The company also has a concentrated share register, which can reduce the effective public float. Lower free float can magnify price reactions when new buyers enter following an announcement. It can equally intensify declines when investors attempt to exit during a period of disappointing news.

Retail investors should therefore separate the business catalyst from the trading catalyst. Record revenue and recurring-revenue growth improve the fundamental story. The immediate price spike, however, may also reflect thin liquidity, short-term momentum and traders reacting to the ASX gainer list. Sustainable upside requires FY27 execution to catch up with the valuation narrative.

What execution risks could prevent Compumedics from converting FY27 growth into a lasting rerating?

Guidance credibility is the most visible risk. Compumedics moved from an original FY26 revenue target of approximately A$70 million to a revised range of A$62 million to A$65 million before reporting approximately A$60.3 million. The underlying reasons may be timing-related, but investors will demand greater forecasting discipline before assigning the stock a premium multiple.

MEG remains both a major opportunity and a source of lumpiness. Revenue depends on manufacturing, shipment, installation and customer acceptance, while each system can materially affect annual results. Additional delays caused by components, helium, site readiness or institutional schedules could again push revenue between reporting periods.

Somfit D has commercial risk despite regulatory clearance. Manufacturing must scale reliably, the United States sales organisation must secure provider adoption and utilisation must generate recurring software and consumable revenue. A product can be technologically differentiated without achieving rapid market penetration, especially in a competitive and reimbursement-sensitive healthcare market.

Working capital is another consideration. Compumedics reported available liquidity headroom of approximately A$10 million to A$11 million in April following MEG cash receipts and expanded facilities. The audited result needs to confirm that inventory, receivables and product-launch expenditure remain manageable as the company grows.

The resignation of Non-Executive Director Christopher Barys, effective 30 June 2026, is not necessarily a negative operating signal, but it adds a governance development to monitor.
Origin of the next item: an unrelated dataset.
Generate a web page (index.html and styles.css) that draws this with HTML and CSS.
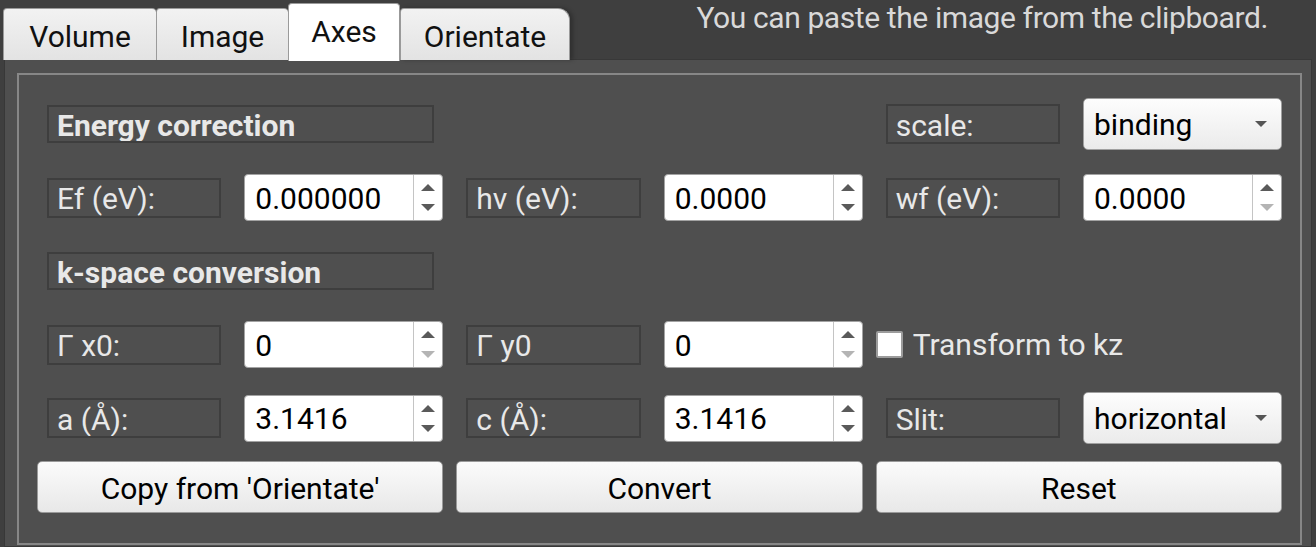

Barys had experience in United States medical technology, commercial strategy and capital markets. Board composition and commercial oversight will matter as Compumedics attempts to scale its United States operations.

The core investment question is therefore not whether Compumedics owns valuable technology. The stronger question is whether the company can transform that technology into predictable revenue, widening margins and positive cash flow. FY27 may provide the clearest answer yet.
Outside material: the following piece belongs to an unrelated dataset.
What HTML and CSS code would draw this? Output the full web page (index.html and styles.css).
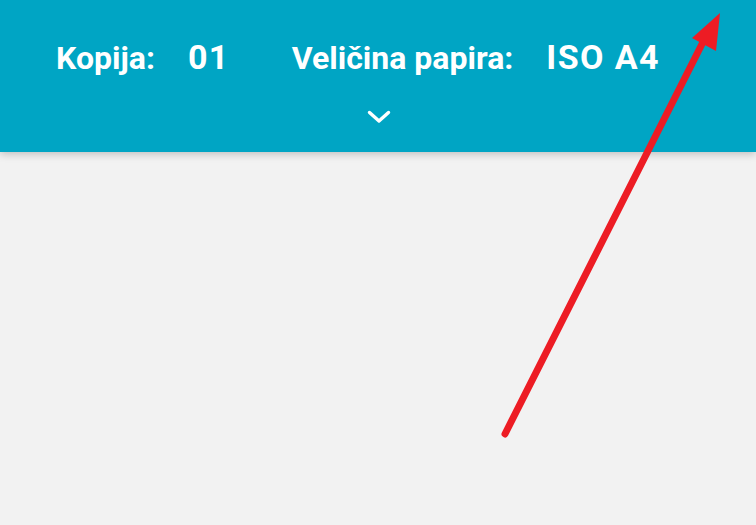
FILE: index.html
```html
<!DOCTYPE html>
<html lang="hr">
<head>
<meta charset="utf-8">
<link rel="stylesheet" href="styles.css">
</head>
<body>
<header class="bar">
  <div class="row">
    <span class="label">Kopija:</span>
    <span class="value">01</span>
    <span class="label second">Veličina papira:</span>
    <span class="value">ISO A4</span>
  </div>
  <div class="chev">
    <svg width="24" height="16" viewBox="0 0 24 16"><path d="M2.5 3.5 L12 12 L21.5 3.5" fill="none" stroke="#fff" stroke-width="3.4" stroke-linecap="round" stroke-linejoin="round"/></svg>
  </div>
</header>
<main class="content"></main>
<svg class="arrow" width="756" height="525" viewBox="0 0 756 525">
  <line x1="505" y1="434" x2="703" y2="42" stroke="#ed1c24" stroke-width="7" stroke-linecap="round"/>
  <polygon points="720,13 692,38 716,51" fill="#ed1c24"/>
</svg>
</body>
</html>
```
FILE: styles.css
```css
html, body {
  margin: 0;
  padding: 0;
  height: 100%;
  background: #f2f2f2;
  overflow: hidden;
}
body {
  font-family: Roboto, "Liberation Sans", sans-serif;
  position: relative;
}
.bar {
  height: 152px;
  background: #00a5c4;
  box-shadow: 0 2px 8px rgba(0,0,0,0.22);
  box-sizing: border-box;
  padding-top: 35px;
  position: relative;
  z-index: 1;
}
.row {
  display: flex;
  align-items: baseline;
  padding-left: 56px;
  color: #fff;
  font-weight: 700;
  line-height: 44px;
}
.label {
  font-size: 32px;
  letter-spacing: 0px;
}
.value {
  font-size: 34px;
  letter-spacing: 1.4px;
  margin-left: 33px;
}
.second {
  margin-left: 62px;
}
.chev {
  display: flex;
  justify-content: center;
  padding-left: 2px;
  margin-top: 29px;
}
.chev svg {
  display: block;
}
.arrow {
  position: absolute;
  left: 0;
  top: 0;
  z-index: 2;
  pointer-events: none;
}
```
Key takeaways for investors assessing the Compumedics (ASX: CMP) share price after the FY26 update

  • Compumedics (ASX: CMP) delivered record preliminary FY26 revenue of approximately A$60.3 million, representing growth of about 18%, but the result remained below revised guidance of A$62 million to A$65 million.
  • Somfit and Nexus 360 recurring revenue increased approximately 70%, strengthening the argument that the company’s revenue mix is becoming more scalable and predictable.
  • FY26 orders of approximately A$62.7 million produced an estimated book-to-bill ratio of about 1.04 times, although order intake was slightly below the A$63.4 million achieved in FY25.
  • The next major catalysts are the audited full-year result, MEG revenue conversion, Somfit D’s United States commercial release and evidence that EBITDA is growing faster than revenue.
  • At around A$0.275, Compumedics was valued at approximately A$55 million, or roughly 0.9 times preliminary FY26 revenue, but execution risk explains part of the apparent discount.
  • The primary risks are further timing delays, weak cash conversion, slower Somfit D adoption, MEG project volatility and reduced confidence following repeated guidance revisions.